HUNTER, P.J., and GARRETT, V.C.J., concur.

NOTES

[1] 47 Ohio St. 1991 § 6-205.1(a)(3).

[2] See also, Smith v. State, ex rel. Dept. of Public Safety, 680 P.2d 365, 368 (Okl. 1984) (Scope of hearing shall include determination of whether (a) the officer had reasonable grounds to believe the person had been driving or was in actual physical control of a vehicle upon the public highways ... while under the influence of alcohol [or any other intoxicating substance], (b) the person was placed under arrest, (c) the person refused to submit to test or tests and, (d) the person was informed that the privilege to drive would be revoked or denied if he refused to submit to the test or tests.)

[3] 47 O.S. § 751(A); Appeal of Dungan, 681 P.2d 750, 752 (Okl. 1984); Smith v. State, ex rel.

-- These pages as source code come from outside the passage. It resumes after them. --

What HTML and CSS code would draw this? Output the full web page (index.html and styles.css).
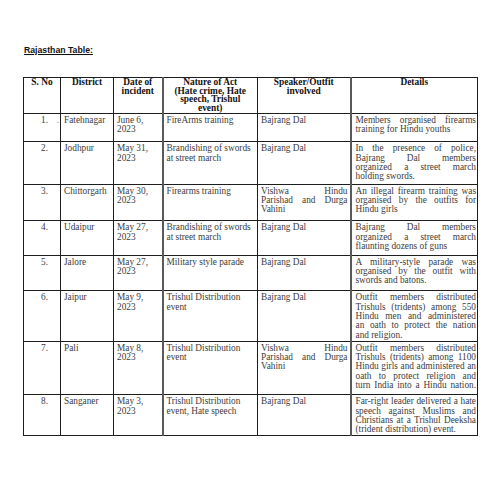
FILE: index.html
```html
<!DOCTYPE html>
<html>
<head>
<meta charset="utf-8">
<link rel="stylesheet" href="styles.css">
</head>
<body>
<div class="page">
  <h1 class="title">Rajasthan Table:</h1>
  <table class="tbl">
    <colgroup>
      <col class="c1"><col class="c2"><col class="c3"><col class="c4"><col class="c5"><col class="c6">
    </colgroup>
    <thead>
      <tr class="rh">
        <th>S. No</th>
        <th>District</th>
        <th class="thick-r">Date of<br>incident</th>
        <th>Nature of Act<br>(Hate crime, Hate<br>speech, Trishul<br>event)</th>
        <th class="thick-r">Speaker/Outfit<br>involved</th>
        <th>Details</th>
      </tr>
    </thead>
    <tbody>
      <tr class="r1">
        <td class="num">1.<span class="stray">.</span></td>
        <td>Fatehnagar</td>
        <td class="thick-r">June 6, 2023</td>
        <td>FireArms training</td>
        <td class="thick-r">Bajrang Dal</td>
        <td class="det"><span class="ln">Members organised firearms</span><span class="ln end">training for Hindu youths</span></td>
      </tr>
      <tr class="r2">
        <td class="num">2.</td>
        <td>Jodhpur</td>
        <td class="thick-r">May 31, 2023</td>
        <td>Brandishing of swords at street march</td>
        <td class="thick-r">Bajrang Dal</td>
        <td class="det"><span class="ln">In the presence of police,</span><span class="ln">Bajrang Dal members</span><span class="ln">organized a street march</span><span class="ln end">holding swords.</span></td>
      </tr>
      <tr class="r3">
        <td class="num">3.</td>
        <td>Chittorgarh</td>
        <td class="thick-r">May 30, 2023</td>
        <td>Firearms training</td>
        <td class="thick-r spk"><span class="ln">Vishwa Hindu</span><span class="ln">Parishad and Durga</span><span class="ln end">Vahini</span></td>
        <td class="det"><span class="ln">An illegal firearm training was</span><span class="ln">organised by the outfits for</span><span class="ln end">Hindu girls</span></td>
      </tr>
      <tr class="r4">
        <td class="num">4.</td>
        <td>Udaipur</td>
        <td class="thick-r">May 27, 2023</td>
        <td>Brandishing of swords at street march</td>
        <td class="thick-r">Bajrang Dal</td>
        <td class="det"><span class="ln">Bajrang Dal members</span><span class="ln">organized a street march</span><span class="ln end">flaunting dozens of guns</span></td>
      </tr>
      <tr class="r5">
        <td class="num">5.</td>
        <td>Jalore</td>
        <td class="thick-r">May 27, 2023</td>
        <td>Military style parade</td>
        <td class="thick-r">Bajrang Dal</td>
        <td class="det"><span class="ln">A military-style parade was</span><span class="ln">organised by the outfit with</span><span class="ln end">swords and batons.</span></td>
      </tr>
      <tr class="r6">
        <td class="num">6.</td>
        <td>Jaipur</td>
        <td class="thick-r">May 9, 2023</td>
        <td>Trishul Distribution event</td>
        <td class="thick-r">Bajrang Dal</td>
        <td class="det"><span class="ln">Outfit members distributed</span><span class="ln">Trishuls (tridents) among 550</span><span class="ln">Hindu men and administered</span><span class="ln">an oath to protect the nation</span><span class="ln end">and religion.</span></td>
      </tr>
      <tr class="r7">
        <td class="num">7.</td>
        <td>Pali</td>
        <td class="thick-r">May 8, 2023</td>
        <td>Trishul Distribution event</td>
        <td class="thick-r spk"><span class="ln">Vishwa Hindu</span><span class="ln">Parishad and Durga</span><span class="ln end">Vahini</span></td>
        <td class="det"><span class="ln">Outfit members distributed</span><span class="ln">Trishuls (tridents) among 1100</span><span class="ln">Hindu girls and administered an</span><span class="ln">oath to protect religion and</span><span class="ln">turn India into a Hindu nation.</span></td>
      </tr>
      <tr class="r8">
        <td class="num">8.</td>
        <td>Sanganer</td>
        <td class="thick-r">May 3, 2023</td>
        <td>Trishul Distribution event, Hate speech</td>
        <td class="thick-r">Bajrang Dal</td>
        <td class="det"><span class="ln">Far-right leader delivered a hate</span><span class="ln">speech against Muslims and</span><span class="ln">Christians at a Trishul Deeksha</span><span class="ln end">(trident distribution) event.</span></td>
      </tr>
    </tbody>
  </table>
</div>
</body>
</html>
```

FILE: styles.css
```css
html, body {
  margin: 0;
  padding: 0;
  background: #ffffff;
}
.page {
  padding: 45px 0 0 23px;
}
.title {
  margin: 0 0 21px 1px;
  font-family: "Liberation Sans", Arial, sans-serif;
  font-weight: bold;
  font-size: 8.7px;
  line-height: 11px;
  text-decoration: underline;
  color: #111;
}
.tbl {
  border-collapse: collapse;
  table-layout: fixed;
  width: 454px;
  font-family: "Liberation Serif", "Times New Roman", serif;
  font-size: 9.3px;
  line-height: 9.3px;
  color: #3c3c3c;
}
.c1 { width: 37px; }
.c2 { width: 53px; }
.c3 { width: 49px; }
.c4 { width: 95px; }
.c5 { width: 93px; }
.c6 { width: 127px; }
.tbl th, .tbl td {
  border: 1px solid #1e1e1e;
  vertical-align: top;
  padding: 2px 2px 0 3px;
  text-align: left;
}
.tbl th {
  font-weight: bold;
  font-size: 9.4px;
  line-height: 8.7px;
  text-align: center;
  color: #111;
  padding: 0 2px;
}
.tbl .thick-r {
  border-right: 2px solid #5a5a5a;
}
.tbl .num {
  text-align: right;
  padding-right: 12px;
  position: relative;
}
.stray {
  position: absolute;
  right: 1px;
  top: 2px;
  color: #888;
}
.tbl .det {
  padding: 2px 1px 0 4px;
}
.tbl .spk {
  padding-right: 2px;
}
.ln {
  display: block;
  text-align: justify;
  text-align-last: justify;
}
.ln.end {
  text-align-last: left;
}
.rh { height: 34px; }
.r1 { height: 28.5px; }
.r2 { height: 42.5px; }
.r3 { height: 36.5px; }
.r4 { height: 34.5px; }
.r5 { height: 35.5px; }
.r6 { height: 50.5px; }
.r7 { height: 53.5px; }
.r8 { height: 35.5px; }
```
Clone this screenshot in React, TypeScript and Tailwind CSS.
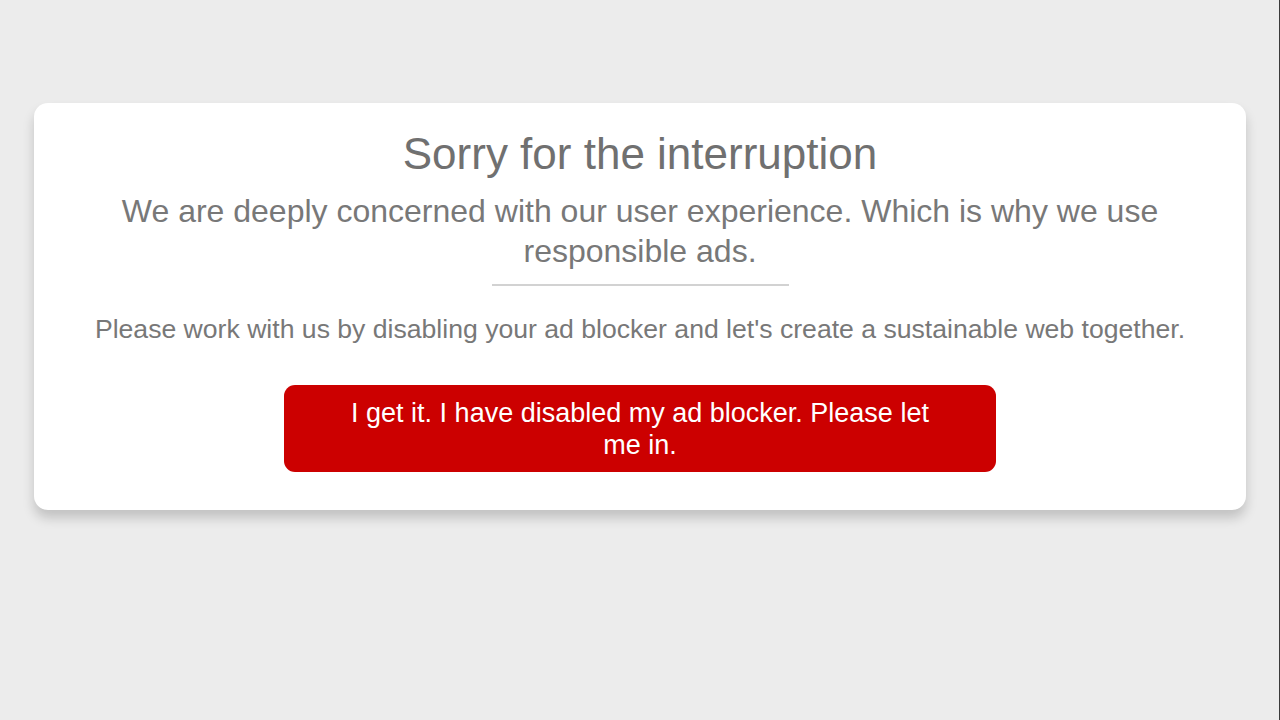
export default function App() {
  return (
    <div
      className="min-h-screen w-full bg-[#ececec] border-r border-[#3a3a3a] pt-[103px] pl-[34px] pr-[33px]"
      style={{ fontFamily: '"Liberation Sans", Arial, sans-serif' }}
    >
      <div className="w-[1212px] h-[407px] bg-white rounded-[14px] shadow-[0_8px_12px_rgba(0,0,0,0.18)] flex flex-col items-center pt-[27px]">
        <h1 className="text-[44px] leading-[48px] text-[#707070]">Sorry for the interruption</h1>
        <p className="mt-[13px] w-[1100px] text-center text-[32px] leading-[40px] text-[#787878]">
          We are deeply concerned with our user experience. Which is why we use responsible ads.
        </p>
        <div className="mt-[13px] w-[297px] h-[2px] bg-[#d2d2d2]" />
        <p className="mt-[28px] text-[26.6px] leading-[30px] text-[#787878]">
          Please work with us by disabling your ad blocker and let's create a sustainable web together.
        </p>
        <button className="mt-[41px] w-[712px] h-[87px] rounded-[11px] bg-[#cc0000] text-white text-[27px] leading-[32px] px-[60px]">
          I get it. I have disabled my ad blocker. Please let me in.
        </button>
      </div>
    </div>
  );
}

Dept. of Public Safety, 680 P.2d at 367; White v. Oklahoma Dept. of Public Safety, 606 P.2d 1131, 1132 (Okl. 1980).

[4] Appeal of Dungan, 681 P.2d at 752; Matter of Braddy, 611 P.2d 235, 237-238 (Okl. 1980).

[5] Appeal of Tucker, 538 P.2d 626 (Okl.App. 1975).

[6] Smith v. State, ex rel. Dept. of Public Safety, 680 P.2d at 367; State ex rel. Dept. of Highways v. Sharpensteen, 538 P.2d 1044, 1046 (Okl. 1975).

[7] BOT Rule 40:25-1-2 prescribes use of "The Model 900 and Model 900A Breathalyzer (manufactured by National Draeger, Inc., Pittsburgh, Pa. 15230 or its predecessors or successors)." See also, Hames v. State, 818 P.2d 904, 906 (Okl.Cr. 1991) (held, evidence established Stephenson Model 900 breathalyzer and the Smith and Wesson Mark IIA simulator to have been manufactured by predecessor of National Draeger, Inc.).

[8] Westerman v. State, 525 P.2d 1359 (Okl.Cr. 1974) (substantial compliance with BOT Rules for administration of breath tests required).

[9] See, e.g., Appeal of Tucker, 538 P.2d at 629 (DPS bears burden of proof to show licensee's operation of a motor vehicle while under the influence).

[10] See, e.g., Bennett v. Hall, 431 P.2d 339 (Okl. 1967) (motion for new trial addressed to discretion of court to be applied in accordance with recognized principles of law, and absent error as to pure question of law, or arbitrary or capricious action, presumption indulged in favor of trial court's ruling).